Helmig: Collection. The U.S. government has collected a mind-boggling amount of data. And I don’t just mean the Internal Revenue Service, Census Bureau, Social Security Administration, or Medicaid, which all collect terabytes of data. For decades, our government has been collecting imagery, photography, and video from space and other sources. Sensors from military equipment create an enormous amount of data. Newer sources, like social media and the Internet, only add to the massive pile.
Our government has invested so much in storing this data and, in many cases, does make good use of it. There are also plans to improve the use of data and reduce future costs. For example, the Census Bureau is using analytics to improve their understanding of prior censuses in order to drive down the cost of verifying data going forward. The Census Bureau is creatively designing the 2020 Census to be the most automated, modern, and dynamic decennial census in history, and is even leveraging administrative data from other agencies to ensure a more accurate count.

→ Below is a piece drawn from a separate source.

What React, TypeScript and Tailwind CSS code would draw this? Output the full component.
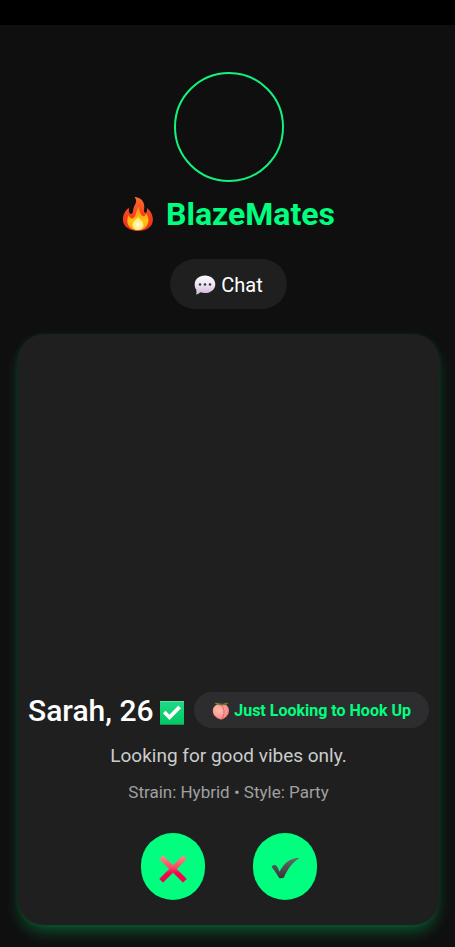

In addition, the Department of Commerce is crowdsourcing business development by publishing more government data. Innovative citizens can creatively merge data sources to generate new work products, thereby creating new businesses.
The data is there to do amazing things. But first, we must determine which data is important and discard what isn’t. The cloud isn’t an infinite repository. By only analyzing relevant data, agencies can save storage space and speed analyses. However, some argue that all data has the possibility of becoming useful. As problems change, we look to use historical data in novel ways. I agree with this, but that doesn’t mean we need instant recall on all data, all the time. Prioritizing data can add to storage savings.

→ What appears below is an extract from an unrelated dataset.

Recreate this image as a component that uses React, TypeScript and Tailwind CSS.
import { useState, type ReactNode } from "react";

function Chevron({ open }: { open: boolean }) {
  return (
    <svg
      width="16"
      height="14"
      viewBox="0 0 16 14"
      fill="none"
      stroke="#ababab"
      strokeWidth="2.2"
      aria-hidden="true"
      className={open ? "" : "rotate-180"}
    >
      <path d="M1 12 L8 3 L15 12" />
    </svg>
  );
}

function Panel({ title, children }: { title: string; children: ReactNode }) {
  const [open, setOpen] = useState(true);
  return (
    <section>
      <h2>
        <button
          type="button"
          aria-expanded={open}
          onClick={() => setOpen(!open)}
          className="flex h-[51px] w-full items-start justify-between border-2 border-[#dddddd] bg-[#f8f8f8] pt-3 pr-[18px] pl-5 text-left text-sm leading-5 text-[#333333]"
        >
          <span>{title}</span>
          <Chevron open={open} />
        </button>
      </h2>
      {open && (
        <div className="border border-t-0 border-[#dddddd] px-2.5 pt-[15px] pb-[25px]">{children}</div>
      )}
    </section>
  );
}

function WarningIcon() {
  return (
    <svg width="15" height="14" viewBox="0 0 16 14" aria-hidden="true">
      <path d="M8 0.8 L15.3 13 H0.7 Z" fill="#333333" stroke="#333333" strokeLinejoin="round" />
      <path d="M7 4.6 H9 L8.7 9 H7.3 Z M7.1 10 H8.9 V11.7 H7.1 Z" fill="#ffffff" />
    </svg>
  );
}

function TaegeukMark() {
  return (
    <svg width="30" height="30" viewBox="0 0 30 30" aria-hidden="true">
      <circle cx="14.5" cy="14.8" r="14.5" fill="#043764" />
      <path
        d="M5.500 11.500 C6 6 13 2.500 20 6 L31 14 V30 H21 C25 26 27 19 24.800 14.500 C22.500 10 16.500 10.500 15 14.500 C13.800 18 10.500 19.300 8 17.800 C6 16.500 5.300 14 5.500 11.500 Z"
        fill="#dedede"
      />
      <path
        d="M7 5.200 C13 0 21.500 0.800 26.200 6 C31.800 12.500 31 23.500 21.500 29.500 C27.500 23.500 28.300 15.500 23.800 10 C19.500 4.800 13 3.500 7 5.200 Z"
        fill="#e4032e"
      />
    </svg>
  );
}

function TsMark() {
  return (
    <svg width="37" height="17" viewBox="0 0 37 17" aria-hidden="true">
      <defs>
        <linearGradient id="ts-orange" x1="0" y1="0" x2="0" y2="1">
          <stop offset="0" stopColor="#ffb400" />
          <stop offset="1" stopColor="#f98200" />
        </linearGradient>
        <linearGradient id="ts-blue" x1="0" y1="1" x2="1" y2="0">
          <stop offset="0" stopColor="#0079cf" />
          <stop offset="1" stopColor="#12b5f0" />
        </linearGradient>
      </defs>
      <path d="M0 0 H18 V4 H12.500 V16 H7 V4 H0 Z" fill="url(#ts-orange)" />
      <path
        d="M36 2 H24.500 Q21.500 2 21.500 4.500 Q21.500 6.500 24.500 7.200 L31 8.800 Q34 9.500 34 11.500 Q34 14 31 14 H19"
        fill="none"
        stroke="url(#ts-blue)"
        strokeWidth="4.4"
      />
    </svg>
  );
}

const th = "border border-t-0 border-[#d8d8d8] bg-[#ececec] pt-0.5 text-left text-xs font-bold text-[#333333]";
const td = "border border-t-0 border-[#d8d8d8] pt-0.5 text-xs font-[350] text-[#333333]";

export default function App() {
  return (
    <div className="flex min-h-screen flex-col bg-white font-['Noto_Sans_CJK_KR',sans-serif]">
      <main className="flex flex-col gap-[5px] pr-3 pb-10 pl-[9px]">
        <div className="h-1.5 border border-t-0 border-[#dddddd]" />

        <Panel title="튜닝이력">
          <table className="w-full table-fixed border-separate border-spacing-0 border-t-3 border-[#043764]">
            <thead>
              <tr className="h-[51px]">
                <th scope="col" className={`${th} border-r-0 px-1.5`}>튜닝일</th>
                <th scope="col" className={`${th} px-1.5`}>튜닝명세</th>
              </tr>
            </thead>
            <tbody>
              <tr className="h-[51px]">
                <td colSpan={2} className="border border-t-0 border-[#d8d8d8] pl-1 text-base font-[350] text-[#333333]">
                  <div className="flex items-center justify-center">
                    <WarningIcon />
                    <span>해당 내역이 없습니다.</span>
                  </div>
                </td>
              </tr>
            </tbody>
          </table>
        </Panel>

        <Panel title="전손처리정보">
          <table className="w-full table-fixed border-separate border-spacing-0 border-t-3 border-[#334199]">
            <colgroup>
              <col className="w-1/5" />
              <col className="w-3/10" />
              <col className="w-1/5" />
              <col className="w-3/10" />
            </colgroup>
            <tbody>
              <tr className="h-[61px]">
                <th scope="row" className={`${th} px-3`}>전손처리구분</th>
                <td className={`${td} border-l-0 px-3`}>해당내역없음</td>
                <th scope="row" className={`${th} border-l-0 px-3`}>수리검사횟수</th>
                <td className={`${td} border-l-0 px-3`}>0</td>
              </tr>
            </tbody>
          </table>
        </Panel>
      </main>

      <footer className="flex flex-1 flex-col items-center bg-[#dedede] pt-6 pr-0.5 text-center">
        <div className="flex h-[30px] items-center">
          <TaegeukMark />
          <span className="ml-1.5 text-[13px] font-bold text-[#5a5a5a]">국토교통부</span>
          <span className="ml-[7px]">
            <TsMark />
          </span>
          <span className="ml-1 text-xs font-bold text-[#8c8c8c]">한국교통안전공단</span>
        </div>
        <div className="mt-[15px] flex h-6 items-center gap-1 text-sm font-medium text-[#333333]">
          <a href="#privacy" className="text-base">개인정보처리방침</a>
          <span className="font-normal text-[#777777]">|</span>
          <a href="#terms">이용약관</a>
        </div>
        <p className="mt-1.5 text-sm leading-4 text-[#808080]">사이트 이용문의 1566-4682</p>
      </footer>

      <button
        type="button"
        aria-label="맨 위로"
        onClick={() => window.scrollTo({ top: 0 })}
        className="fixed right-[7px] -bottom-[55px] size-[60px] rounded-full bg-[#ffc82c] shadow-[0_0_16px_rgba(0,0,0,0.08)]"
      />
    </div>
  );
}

I think the government can lead the way in this effort. The government, like many industries, is a data hoarder. So let’s capitalize on what’s been collected, while honing in on what’s truly useful.

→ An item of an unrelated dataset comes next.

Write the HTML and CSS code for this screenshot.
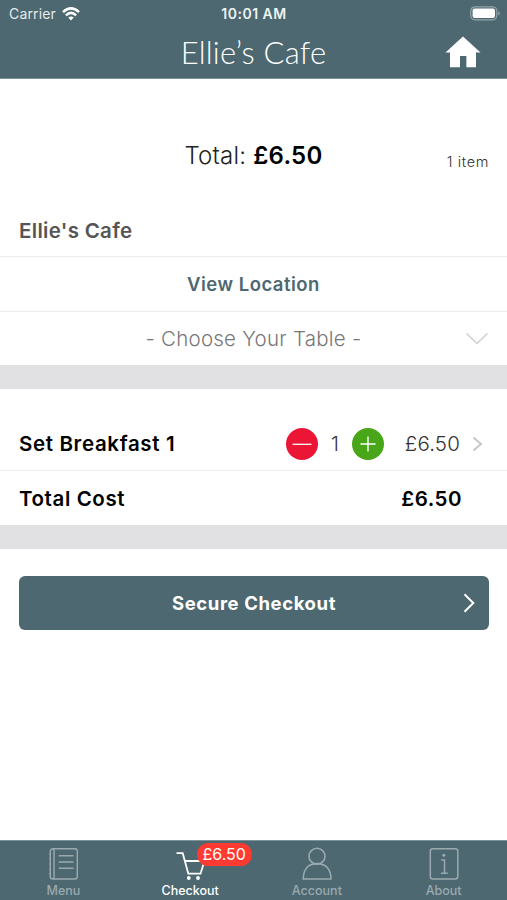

New: I’d like to bookend this with another question about trends: What’s the “next big thing” in federal analytics?
Helmig: Hopefully we can shore up some of the non-technical aspects of analytics operations. When it comes to procurement, what if the government used more of a total cost-of-ownership approach? Or what if it considered the impacts of more accurate analysis to operations? For example, when an analytical or investigative organization is considering software or tools, why not look at analytics operations from a full ecosystem perspective? If an agency spends a little more money on a faster search or query tool that saves analysts’ time and enables more queries, then perhaps that additional cost is offset by the time saved by each query.
Similarly, analysts spend enormous amounts of time prepping data or reducing false positives, which translates into higher labor costs or missed opportunities. The labor savings from more robust data management and analytics capabilities should be considered from a cost-benefits perspective and influence the total cost of ownership view.
I also mentioned that public-private partnerships should be more prevalent. I am constantly dovetailing private sector best practices into the national security and homeland defense communities, and vice versa. There are many lessons learned and best practices to be shared between the two communities. Practitioner-level engagement on both sides would include non-technical topics, such as hiring and talent development, the proper governance of data collection and use, forecasting the impact of future regulations or innovation, etc.
As you mentioned, with the growth of open source, public-private partnerships will help agencies determine the best combination of open source and commercial technologies to pilot new projects, while ensuring that they can be fully scaled across the enterprise. These collaborations will become ever more critical to the success of government analytics projects.